Aha. Ich packe mein Kinn auf das altertümliche und optikerähnliche Gerät und starre den Seher an. Er räuspert sich, er schüttelt den Kopf und kann es kaum glauben, was er in meinen Augen sieht. „Moment, ich muss eben was nachschlagen“, murmelt Herr Dieter irritiert. Oh Gott, was hat er in mir gefunden? Nach eingehender Prüfung seines dicken Heilpraktikerpupillenbuches guckt er noch einmal nach, nickt dann und bittet mich darum, eine entspannte Sitzhaltung einzunehmen. Auf alles gefasst, lausche ich seinen sorgsam formulierten Worten. „Frau Nauer, das ist in Ihrem Alter sehr selten. Ich konnte es selbst erst nicht richtig glauben, aber Sie haben Krampfringe!“
Betretenes Schweigen. Krampfringe. Muss ich jetzt sterben? „Sie stehen unter starkem Druck, Frau Nauer, da müssen wir unbedingt zuerst etwas dran tun. Bevor ich Ihre Migräne behandeln kann, müssen wir die verräterischen Spuren in Ihren Pupillen verschwinden lassen. Wenn…. wenn es dafür nicht schon zu spät ist.“
Oje, Herr Wichtigtuer, mit meinem Vertrauen in Ihre Kompetenz ist es nun schlagartig vorbei. Selten so einen Blödsinn gehört, doch ich erkundige mich vorsichtshalber noch einmal genauer. Herr Dieter erläutert seine Krampfringtheorie noch eingehend, doch wie erwartet, kommt nur Bullshit dabei heraus. Ich glaube, er merkt das nach einigen Sätzen selber und schwenkt um. Wo ich schon einmal da sei, könne er mir gleich die erste Sitzung Elektroakupunktur zukommen lassen. Ach, Akupunktur, na gut, mein letzter Versuch mit den klassischen Nadeln beim Frauenarzt ist wirklich eine Ewigkeit her und war zugegebenermaßen sehr halbherzig durchgeführt. Was, zum Teufel, ist denn Elektroakupunktur? Irgendwie ein Widerspruch in sich in so einer Ökobude, aber Herr Dieter holt schon seinen silbernen Metallstab von der Fensterbank. „Das wird Ihnen helfen, ich schätze, Sie spüren schon nach drei oder vier Behandlungen eine deutliche Besserung.“
Klar, das sagen sie alle! Und mit alle meine ich alle. Ich hatte bisher noch keinen einzigen Therapeuten, Heilpraktiker, Masseur oder Ernährungsberater, der nicht bereits beim ersten Gespräch im Brustton der Überzeugung behauptete, mir werde es dank seines Erfahrungsschatzes bald besser gehen. Vorausgesetzt natürlich, ich mache richtig mit! Wer nicht richtig mitmacht, ist selbst schuld – das weiß jeder Migräniker. Wir Leidenden wollen nach Auffassung aller selbsternannter Experten ganz offenbar krank bleiben und uns nicht helfen lassen. Dass der Misserfolg so vieler Ansätze daran liegen könnte, dass gegen Migräne leider noch kein Kraut gewachsen ist, daran denken diese Schlaumeier nicht eine Sekunde lang nach.

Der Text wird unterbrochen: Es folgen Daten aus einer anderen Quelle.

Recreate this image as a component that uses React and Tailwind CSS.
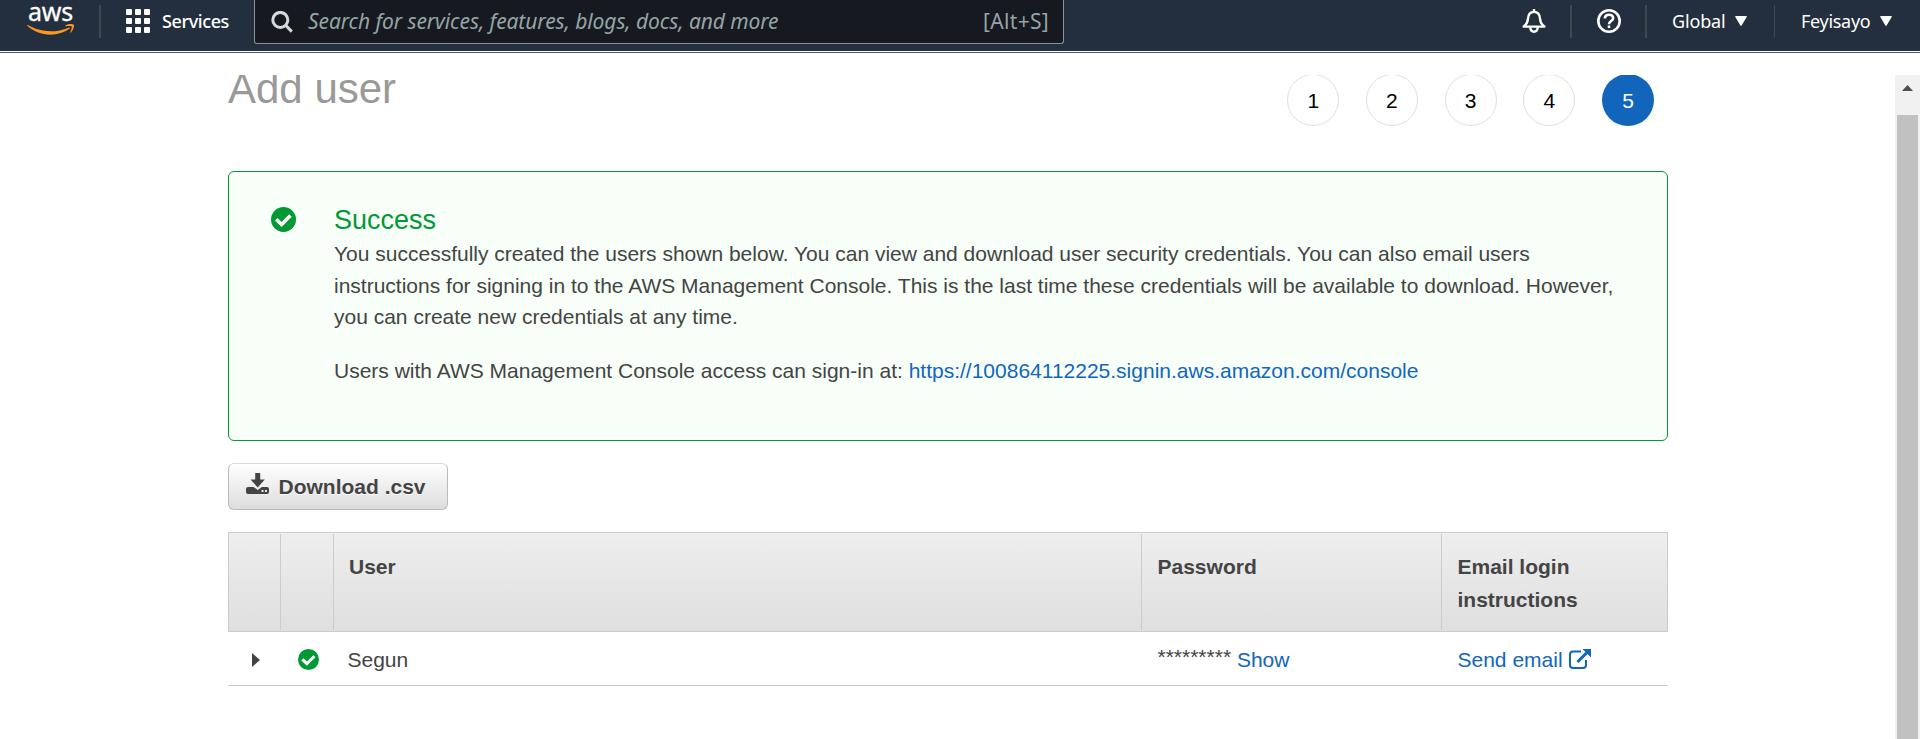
const STEPS = [1, 2, 3, 4];

function Caret() {
  return (
    <svg width="12" height="10" viewBox="0 0 12 10" className="block fill-white">
      <path d="M0.8 0h10.4q1 0 .5.9L6.6 9.5q-.6.8-1.2 0L.3.9Q-.2 0 .8 0z" />
    </svg>
  );
}

function CheckCircle({ size }) {
  return (
    <svg width={size} height={size} viewBox="0 0 25 25" className="block shrink-0">
      <circle cx="12.5" cy="12.5" r="12.5" fill="#009933" />
      <path d="M5.2 12.300l5.400 5.200 8.900-8.900" fill="none" stroke="#fff" strokeWidth="3.600" />
    </svg>
  );
}

function Header() {
  return (
    <header className="flex h-[51px] bg-[#232f3e] font-['Noto_Sans',sans-serif] text-white">
      <div className="ml-[27px] w-[47px] shrink-0">
        <div className="-mt-px h-[25px] text-center text-[25px] leading-[25px] tracking-[-0.3px] [-webkit-text-stroke:0.3px_white]">aws</div>
        <svg width="47" height="11" viewBox="0 13.8 24 5.5" className="block fill-[#f8991d]">
          <path d="M21.698 16.207c-2.626 1.94-6.442 2.969-9.722 2.969-4.598 0-8.74-1.7-11.87-4.526-.247-.223-.024-.527.272-.351 3.384 1.963 7.559 3.153 11.877 3.153 2.914 0 6.114-.607 9.06-1.852.439-.2.814.287.383.607zM22.792 14.961c-.336-.43-2.22-.207-3.074-.103-.255.032-.295-.192-.063-.36 1.5-1.053 3.967-.75 4.254-.399.287.36-.08 2.826-1.485 4.007-.215.184-.423.088-.327-.151.32-.79 1.03-2.57.695-2.994z" />
        </svg>
      </div>
      <div className="mt-[5px] ml-[25px] h-[33px] w-[2px] shrink-0 bg-[#414750]" />
      <div className="mt-[9px] ml-[25px] grid h-6 w-6 shrink-0 grid-cols-3 gap-[3px]">
        {Array.from({ length: 9 }, (_, i) => (
          <span key={i} className="rounded-[1px] bg-white" />
        ))}
      </div>
      <div className="mt-[8px] ml-[12px] w-[67px] shrink-0 text-[18px] leading-[26px] font-medium whitespace-nowrap tracking-[-0.4px]">Services</div>
      <div className="ml-[25px] flex h-[44px] w-[810px] shrink-0 rounded-b-[3px] border border-t-0 border-[#8a9197] bg-[#16191f] text-[#95a5a6]">
        <svg width="22" height="22" viewBox="0 0 22 22" className="mt-[11px] ml-[16px] block shrink-0 fill-none stroke-[#d5dbdb] stroke-[3]">
          <circle cx="9.3" cy="8.9" r="7.5" />
          <path d="M14.6 14.2l6.2 6.4" />
        </svg>
        <div className="mt-[8px] ml-[15px] w-[500px] shrink-0 text-[21px] leading-[26px] whitespace-nowrap italic tracking-[-0.090px]">
          Search for services, features, blogs, docs, and more
        </div>
        <div className="mt-[8px] mr-[14px] ml-auto text-[21px] leading-[26px] tracking-[0.300px]">[Alt+S]</div>
      </div>
      <div className="ml-auto flex shrink-0">
        <svg width="24" height="24" viewBox="0 0 24 24" className="mt-[9px] block fill-none stroke-white stroke-[2.4]" strokeLinejoin="round">
          <path d="M1.6 17.6C4.4 15.6 5.6 13.6 5.9 10.2 6.2 5.4 8.4 2.9 12 2.9s5.800 2.500 6.100 7.300c.3 3.400 1.500 5.400 4.300 7.400z" />
          <path d="M12 3V0M8.200 18.200c.3 3 1.600 4.600 3.800 4.600s3.500-1.600 3.800-4.600" />
        </svg>
        <div className="mt-[5px] ml-[24px] h-[33px] w-[2px] bg-[#414750]" />
        <svg width="24" height="24" viewBox="0 0 24 24" className="mt-[9px] ml-[25px] block fill-none stroke-white stroke-[2.6]">
          <circle cx="12" cy="12" r="10.700" />
          <path d="M7.900 9.600C7.900 7 9.600 5.800 12 5.800s4.100 1.300 4.100 3.500c0 2.700-4.100 2.900-4.100 5.900" />
          <path d="M12 16.500v2.600" />
        </svg>
        <div className="mt-[5px] ml-[24px] h-[33px] w-[2px] bg-[#414750]" />
        <div className="mt-[8px] ml-[25px] flex w-[75px] items-center justify-between self-start text-[18px] leading-[26px] tracking-[-0.150px]">
          Global
          <Caret />
        </div>
        <div className="mt-[5px] ml-[27px] h-[33px] w-px bg-[#414750]" />
        <div className="mt-[8px] mr-[28px] ml-[26px] flex w-[91px] items-center justify-between self-start text-[18px] leading-[26px] tracking-[-0.3px]">
          Feyisayo
          <Caret />
        </div>
      </div>
    </header>
  );
}

function Wizard() {
  return (
    <div className="flex h-[96px] justify-between">
      <h1 className="-mt-[10px] text-[42px] leading-[48px] text-[#999]">Add user</h1>
      <div className="-mt-px mr-[14px] flex gap-[26.700px] text-[21px] leading-[52px]">
        {STEPS.map((n) => (
          <div key={n} className="h-[52px] w-[52px] rounded-full border border-[#e0e0e0] text-center text-black">
            {n}
          </div>
        ))}
        <div className="h-[52px] w-[52px] rounded-full bg-[#1166bb] pt-px text-center text-white">5</div>
      </div>
    </div>
  );
}

function Success() {
  return (
    <section className="flex h-[270px] rounded-[6px] border border-[#009933] bg-[#f7fff8] pt-[35px] pl-[42px]">
      <CheckCircle size={25} />
      <div className="ml-[38px] text-[21px] leading-[31.500px] whitespace-nowrap text-[#444]">
        <h2 className="h-[31px] text-[27px] leading-[27px] text-[#009933]">Success</h2>
        <p>
          You successfully created the users shown below. You can view and download user security credentials. You can also email users
          <br />
          instructions for signing in to the AWS Management Console. This is the last time these credentials will be available to download. However,
          <br />
          you can create new credentials at any time.
        </p>
        <p className="mt-[22px]">
          Users with AWS Management Console access can sign-in at:{" "}
          <a className="text-[#1166bb]">https://100864112225.signin.aws.amazon.com/console</a>
        </p>
      </div>
    </section>
  );
}

function UserTable() {
  return (
    <div className="mt-[22px] text-[21px] text-[#444]">
      <div className="flex h-[100px] border border-[#ccc] bg-linear-to-b from-[#eee] to-[#dfdfdf] py-px leading-[33px] font-bold">
        <div className="w-[52px] border-r border-[#ccc]" />
        <div className="w-[53px] border-r border-[#ccc]" />
        <div className="w-[808px] border-r border-[#ccc] pt-[16px] pl-[15px]">User</div>
        <div className="w-[300px] border-r border-[#ccc] pt-[16px] pl-[15.500px]">Password</div>
        <div className="pt-[16px] pl-[15.500px]">
          Email login
          <br />
          instructions
        </div>
      </div>
      <div className="flex h-[54px] items-center border-b border-[#ccc] pt-[2px]">
        <div className="w-[70px] pl-[24px]">
          <svg width="8" height="14" viewBox="0 0 8 14" className="block fill-[#444]">
            <path d="M0 0l8 7-8 7z" />
          </svg>
        </div>
        <CheckCircle size={21} />
        <div className="ml-[28.500px] w-[810px]">Segun</div>
        <div className="w-[300px]">
          <span className="relative -top-[3px]">*********</span> <a className="text-[#1166bb]">Show</a>
        </div>
        <a className="flex items-center gap-[6px] text-[#1166bb]">
          Send email
          <svg width="22" height="20" viewBox="0 0 22 20" className="-mt-[2px] block">
            <path d="M12 2.500H4Q1 2.500 1 5.500V16Q1 19 4 19H14Q17 19 17 16V11" fill="none" stroke="#1166bb" strokeWidth="2" />
            <path d="M8.500 13L18 3.500" stroke="#1166bb" strokeWidth="3" />
            <path d="M13.500 0H22V8.500z" fill="#1166bb" />
          </svg>
        </a>
      </div>
    </div>
  );
}

export default function App() {
  return (
    <div className="h-[739px] w-[1920px] overflow-hidden bg-white font-['Liberation_Sans',Arial,sans-serif]">
      <Header />
      <div className="mt-px h-px bg-[#4b5564]" />
      <div className="mt-[22px] flex h-[664px] overflow-hidden">
        <main className="ml-[228px] w-[1440px]">
          <Wizard />
          <Success />
          <button className="mt-[22px] flex h-[47px] w-[220px] rounded-[6px] border border-[#bbb] border-t-[#d9d9d9] bg-linear-to-b from-white to-[#ddd] pl-[17px] text-[21px] font-bold text-[#444] [text-shadow:0_1px_0_#fff]">
            <svg width="23" height="21" viewBox="0 0 23 21" className="mt-[9px] block shrink-0 fill-[#444]">
              <path d="M9.200 0h5v6.500h4.600L11.700 14.500 4.600 6.500h4.600z" />
              <path fillRule="evenodd" d="M2 14h5.500l4.200 3 4.200-3H21q2 0 2 2v3q0 2-2 2H2q-2 0-2-2v-3q0-2 2-2zM15.500 17v2h2v-2zM19 17v2h2v-2z" />
            </svg>
            <span className="mt-[10px] ml-[9.500px] leading-[26px] whitespace-nowrap">Download .csv</span>
          </button>
          <UserTable />
        </main>
        <div className="ml-auto w-[25px] bg-[#f1f1f1] px-[2px] pt-[10px]">
          <svg width="11" height="6" viewBox="0 0 11 6" className="ml-[5px] block fill-[#505050]">
            <path d="M5.500 0L11 6H0z" />
          </svg>
          <div className="mt-[24px] h-[640px] w-[21px] bg-[#c1c1c1]" />
        </div>
      </div>
    </div>
  );
}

Nun hält Herr Dieter seinen Zauberstab fest und ich muss sicherlich nicht explizit erwähnen, an was mich das erinnert. Weisungsgemäß schließe ich die Augen und spüre einen angenehmen und leichten Druck an Schläfe, Schulter, Gesicht und Nacken. Warm und elektrisch vibriert das Akupunkturding an mir rum und ich kann nichts dagegen einwenden. Schön.
Angenehmer jedenfalls als diese spitzen Nadeln und das mitunter spritzende Blut bei richtiger Akupunktur. Ich glaube allerdings nicht ansatzweise daran, dass das irgend etwas mit mir macht oder mich abholt, wo ich stehe.
Bald soll ich wiederkommen, freut sich Herr Dieter. Er sieht mich quasi schon als geheilt an dank all seiner tollen Instrumente. Mit einem grünen Privatrezept, auf dem allerhand Zeugs verordnet ist, werde ich an die Tür begleitet. Zuhause checke ich im Internet die Mittelchen in Ruhe und rufe meinen geliebten Hausarzt an. Der lacht sich kaputt, auch wenn er sonst nie über Kollegen lästert und durchaus alternative Heilpraktiken schätzt.
Meine Sammlung der uneingelösten grünen Zettelchen in der Schuhschrankschublade wächst weiter.